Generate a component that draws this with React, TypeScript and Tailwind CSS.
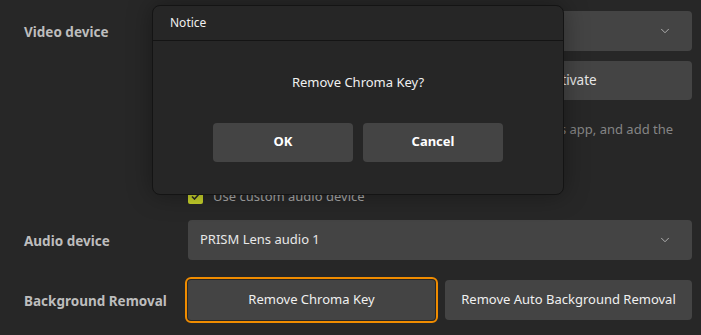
import { ChevronDown } from "lucide-react";

const font = { fontFamily: '"Noto Sans", "Open Sans", sans-serif' };

const Row = ({ label, className, children }: { label?: string; className?: string; children: React.ReactNode }) => (
  <div className={`flex ${className ?? ""}`}>
    <div className="flex w-[188px] shrink-0 items-center pl-6 pt-[2px] text-[13.5px] font-bold text-[#bdbdbd]">{label}</div>
    <div className="w-[504px]">{children}</div>
  </div>
);

const Select = ({ value }: { value: string }) => (
  <div className="flex h-10 items-center justify-between rounded bg-[#444444] pl-3 pr-5 text-[13px] text-[#e8e8e8]">
    <span>{value}</span>
    <ChevronDown size={14} strokeWidth={1.5} className="text-[#bdbdbd]" />
  </div>
);

export default function App() {
  return (
    <div className="relative h-[335px] w-[701px] overflow-hidden bg-[#272727]" style={font}>
      <div className="flex flex-col pt-[11px]">
        <Row label="Video device">
          <Select value="PRISM Lens" />
        </Row>

        <Row className="mt-[10px]">
          <div className="flex gap-[10px]">
            <button className="h-[39px] flex-1 rounded bg-[#444444] text-[13.5px] text-[#e8e8e8]">Deactivate</button>
            <button className="h-[39px] flex-1 rounded bg-[#444444] pl-[12px] text-[13.5px] text-[#e8e8e8]">Activate</button>
          </div>
        </Row>

        <Row className="mt-[19px]">
          <p className="whitespace-nowrap text-[13px] leading-[20px] text-[#858585]">
            To use PRISM Lens as video device, please run the PRISM Lens app, and add the
            <br />
            virtual camera as a source.
          </p>
        </Row>

        <Row className="mt-[30px]">
          <label className="flex h-[15px] items-center gap-[10px] text-[13px] text-[#a8a8a8]">
            <span className="flex h-[15px] w-[15px] items-center justify-center rounded-[2px] bg-[#c5d02a]">
              <svg width="9" height="7" viewBox="0 0 9 7">
                <path d="M1 3.5 L3.5 6 L8 1" fill="none" stroke="#272727" strokeWidth="1.6" />
              </svg>
            </span>
            Use custom audio device
          </label>
        </Row>

        <Row label="Audio device" className="mt-[16px]">
          <Select value="PRISM Lens audio 1" />
        </Row>

        <Row label="Background Removal" className="mt-[20px]">
          <div className="flex gap-[10px]">
            <button className="h-10 flex-1 rounded-[3px] bg-[#444444] text-[13px] text-[#f0f0f0] outline-2 outline-offset-1 outline-[#f08c00]">
              Remove Chroma Key
            </button>
            <button className="h-10 flex-1 rounded bg-[#444444] text-[13px] text-[#f0f0f0]">
              Remove Auto Background Removal
            </button>
          </div>
        </Row>
      </div>

      <div className="absolute left-[152px] top-[5px] flex h-[190px] w-[412px] flex-col rounded-lg border border-[#141414] bg-[#262626] shadow-[0_0_24px_rgba(0,0,0,0.35)]">
        <div className="flex h-[35px] items-center border-b border-[#141414] pl-[17px] text-[12px] text-[#f0f0f0]">
          Notice
        </div>
        <div className="flex flex-1 flex-col items-center">
          <p className="mt-[32px] text-[13px] text-[#f0f0f0]">Remove Chroma Key?</p>
          <div className="mt-[30px] flex gap-[10px]">
            <button className="h-[39px] w-[140px] rounded bg-[#444444] text-[13px] font-bold text-white">OK</button>
            <button className="h-[39px] w-[140px] rounded bg-[#444444] text-[13px] font-bold text-white">Cancel</button>
          </div>
        </div>
      </div>
    </div>
  );
}
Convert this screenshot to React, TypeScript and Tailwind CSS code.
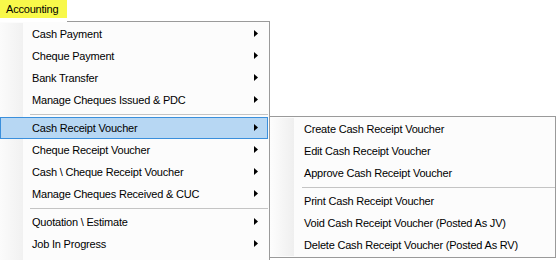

• • • •

Pictures in the records must not appear in the copy; transcribe everything else precisely.

▸ **Solved exercise**
Generate a component that draws this with React, TypeScript and Tailwind CSS.
import { ChevronDown } from "lucide-react";

const font = { fontFamily: '"Noto Sans", "Open Sans", sans-serif' };

const Row = ({ label, className, children }: { label?: string; className?: string; children: React.ReactNode }) => (
  <div className={`flex ${className ?? ""}`}>
    <div className="flex w-[188px] shrink-0 items-center pl-6 pt-[2px] text-[13.5px] font-bold text-[#bdbdbd]">{label}</div>
    <div className="w-[504px]">{children}</div>
  </div>
);

const Select = ({ value }: { value: string }) => (
  <div className="flex h-10 items-center justify-between rounded bg-[#444444] pl-3 pr-5 text-[13px] text-[#e8e8e8]">
    <span>{value}</span>
    <ChevronDown size={14} strokeWidth={1.5} className="text-[#bdbdbd]" />
  </div>
);

export default function App() {
  return (
    <div className="relative h-[335px] w-[701px] overflow-hidden bg-[#272727]" style={font}>
      <div className="flex flex-col pt-[11px]">
        <Row label="Video device">
          <Select value="PRISM Lens" />
        </Row>

        <Row className="mt-[10px]">
          <div className="flex gap-[10px]">
            <button className="h-[39px] flex-1 rounded bg-[#444444] text-[13.5px] text-[#e8e8e8]">Deactivate</button>
            <button className="h-[39px] flex-1 rounded bg-[#444444] pl-[12px] text-[13.5px] text-[#e8e8e8]">Activate</button>
          </div>
        </Row>

        <Row className="mt-[19px]">
          <p className="whitespace-nowrap text-[13px] leading-[20px] text-[#858585]">
            To use PRISM Lens as video device, please run the PRISM Lens app, and add the
            <br />
            virtual camera as a source.
          </p>
        </Row>

        <Row className="mt-[30px]">
          <label className="flex h-[15px] items-center gap-[10px] text-[13px] text-[#a8a8a8]">
            <span className="flex h-[15px] w-[15px] items-center justify-center rounded-[2px] bg-[#c5d02a]">
              <svg width="9" height="7" viewBox="0 0 9 7">
                <path d="M1 3.5 L3.5 6 L8 1" fill="none" stroke="#272727" strokeWidth="1.6" />
              </svg>
            </span>
            Use custom audio device
          </label>
        </Row>

        <Row label="Audio device" className="mt-[16px]">
          <Select value="PRISM Lens audio 1" />
        </Row>

        <Row label="Background Removal" className="mt-[20px]">
          <div className="flex gap-[10px]">
            <button className="h-10 flex-1 rounded-[3px] bg-[#444444] text-[13px] text-[#f0f0f0] outline-2 outline-offset-1 outline-[#f08c00]">
              Remove Chroma Key
            </button>
            <button className="h-10 flex-1 rounded bg-[#444444] text-[13px] text-[#f0f0f0]">
              Remove Auto Background Removal
            </button>
          </div>
        </Row>
      </div>

      <div className="absolute left-[152px] top-[5px] flex h-[190px] w-[412px] flex-col rounded-lg border border-[#141414] bg-[#262626] shadow-[0_0_24px_rgba(0,0,0,0.35)]">
        <div className="flex h-[35px] items-center border-b border-[#141414] pl-[17px] text-[12px] text-[#f0f0f0]">
          Notice
        </div>
        <div className="flex flex-1 flex-col items-center">
          <p className="mt-[32px] text-[13px] text-[#f0f0f0]">Remove Chroma Key?</p>
          <div className="mt-[30px] flex gap-[10px]">
            <button className="h-[39px] w-[140px] rounded bg-[#444444] text-[13px] font-bold text-white">OK</button>
            <button className="h-[39px] w-[140px] rounded bg-[#444444] text-[13px] font-bold text-white">Cancel</button>
          </div>
        </div>
      </div>
    </div>
  );
}
Convert this screenshot to React, TypeScript and Tailwind CSS code.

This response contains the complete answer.